Il no è tornato in vantaggio, ma senza riguadagnare tutto il terreno perso la settimana scorsa. Ora l’unica certezza è che non sappiamo se gli scozzesi sceglieranno o meno l’indipendenza, e l’inquietudine dell’attesa si fa sentire in Europa e nel resto del mondo.

In Europa il timore è che un sì provochi altre divisioni, dalla Spagna al Belgio passando per l’Italia e per tutte le aree dove le identità regionali, linguistiche e storiche hanno la tendenza ad affermarsi davanti a uno stato il cui potere è ormai ridimensionato dalla globalizzazione dell’economia.

Basta osservare l’attenzione, la passione e l’entusiasmo con cui la Catalogna segue il referendum scozzese per capire che questo timore non è affatto infondato. A questo punto potremmo davvero assistere al disfacimento di alcuni stati prima che l’Unione europea ne abbia raccolto il testimone. L’Europa unita ne uscirebbe indebolita, e le sue istituzioni dovrebbero affrontare il problema di come inquadrare la Scozia o le Fiandre indipendenti, a cui la Spagna continuerebbe a rifiutare l’adesione nel timore di accelerare la propria disgregazione.

I motivi di preoccupazione ci sono, ma esiste anche un altro modo meno negativo di considerare la situazione.

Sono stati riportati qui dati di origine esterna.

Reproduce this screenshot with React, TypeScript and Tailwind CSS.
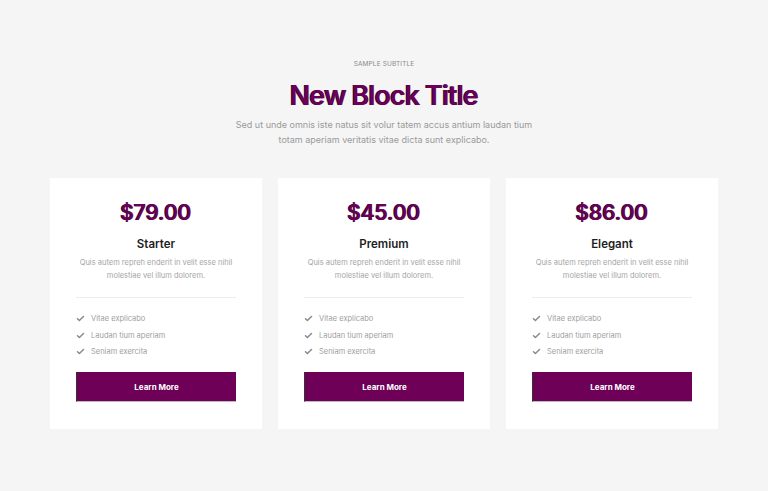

Una secessione della Scozia favorirebbe infatti l’uscita del Regno Unito dall’Unione europea, perché gli scozzesi sono i principali partigiani dell’unità europea in Gran Bretagna. A quel punto non dovremmo più assistere alle manovre di Londra per frenare il federalismo dell’Unione, e i nuovi stati sarebbero meno reticenti rispetto alle capitali di oggi all’idea di delegare la sovranità all’Europa unita perché sarebbero più legati alla loro identità che al loro peso sulla scena internazionale.

Se per l’Unione europea la posta in ballo è enorme, per il resto del mondo un sì della Scozia avrebbe un effetto sismico. Se il Regno Unito, che è uno dei cinque membri permanenti del Consiglio di sicurezza delle Nazioni Unite, ha la sesta economia del mondo ed è stato la principale potenza coloniale, dovesse smembrarsi, cadrebbe anche il tabù dell’inviolabilità dei confini. Questo fenomeno è già in corso in Africa e Medio Oriente, dove le frontiere artificiali di Sudan, Repubblica Centrafricana, Iraq e Siria cominciano a scricchiolare.

La sacralità dei confini nazionali è in pericolo anche nell’ex blocco sovietico, dove dall’Ucraina alla Georgia passando per la Moldavia le frontiere tornano a essere provvisorie. In questo contesto, se il Regno Unito dovesse dividersi, l’onda d’urto avrebbe una portata mondiale.